Here's kind of what's going on beneath the surface:
Let me start with this....the blue collar labor crisis in the US is becoming a bigger macro catalyst than people give it credit for.
- 50,000 plumbers short by 2027.
- 500,000 construction workers shortage today.
- 193,000 nursing vacancies every single year through 2032.
- 800,000 electricians needed by 2030
Electrician employment alone is growing twice as fast as any other occupation and nearly 30% of union electricians are about to retire on top of that.
So my point is:
- We have a ⬇️ workforce as baby boomers retire
- We have have a ⬆️ demand for more workers
- We have an ⬆️ ongoing AI race with China
- We have ⬆️ costs to get people into these jobs (largely university taught - not trades/skills population)
- We have ⬇️ money available due to high borrowing costs/interest rates
What I'm saying is - you can't re-shore manufacturing, build out AI infrastructure, and wire a robust energy grid with a workforce that doesn't exist. The demand is locked in. The supply can't respond fast enough. That is a spending mandate whether anyone in Washington wants to admit it or not.
But another thing - the ISM
----- ISM (Institute for Supply Management) Manufacturing PMI is a monthly survey of the people actually placing orders, managing supply chains, and making hiring decisions etc etc etc...It's one of the most closely watched leading economic indicators on Wall Street because it reflects real business conditions before they show up in GDP or jobs reports -------------------- okay continue
The Manufacturing PMI just hit 52.7 .... the strongest reading since August 2022. 3rd straight month of growth (on paper). On the surface that sounds like good news. Companies are producing more but the problem is they're refusing to hire so the labor problem stays the same. 17 out of 18 industries reported higher input costs in March due to tariffs and now the Iran War with oil constraints globally.

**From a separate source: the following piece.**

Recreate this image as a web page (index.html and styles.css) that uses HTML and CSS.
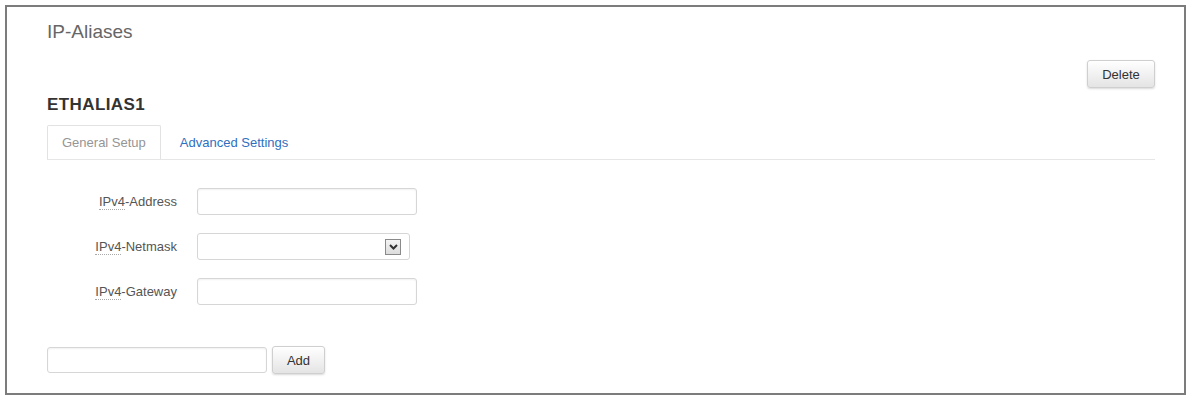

What does that mean in plain English? The economy is coiled. Production is expanding. Orders are coming in. But businesses are frozen holding headcount, waiting for clarity on tariffs and the Iran situation before they commit to hiring and risk expanding their business.
BUT IMPORTANTLY --- this means the pathway is clear for growth once the pressure gets let off.
The Iran conflict is still the chart that matters though and here's the part nobody's talking about.
Oil-driven inflation and stimulus-driven inflation are not the same thing. This matters more than almost anything else in the current setup.
When the Fed raises rates to fight inflation, it works on demand-pull inflation. When people have too much money chasing too few goods, making credit expensive slows things down. That's what worked in 2022.
But oil inflation is cost-push. It hits every supply chain simultaneously .... like trucking, manufacturing, food, energy, chemicals. The Fed cannot drill oil. It cannot reopen the Strait of Hormuz. Raising rates when inflation is coming from a supply shock doesn't fix the problem it just crushes the economy on top of the shock. The prices that oil touched on the way up don't fully come down when oil cools. The damage has already been done to the cost structure.
So here's the setup of the problem:
- When the Iran conflict eventually resolves.... and it will.... oil cools.
- Markets move up but not completely, because the inflation oil caused doesn't fully reverse.
- The jobs market is already cracking from AI displacement and spending cuts.
- And the blue collar shortage means the productive capacity to recover isn't there.
What's the Fed's only fast lever? Rate cuts.
Kevin Warsh, the new fed chair takes over in May and he's seen as bad for markets. People say he's not going to cut rates just because the market or Trump wants him to..... but I think he's going to be out of options. After all, would Trump really appoint someone who wouldn't align with his views? We don't think so, not long term anyway. A horribly cracking labor market and sticky oil inflation he won't be able to actually change is the two things that changes Warsh's traditional calculations.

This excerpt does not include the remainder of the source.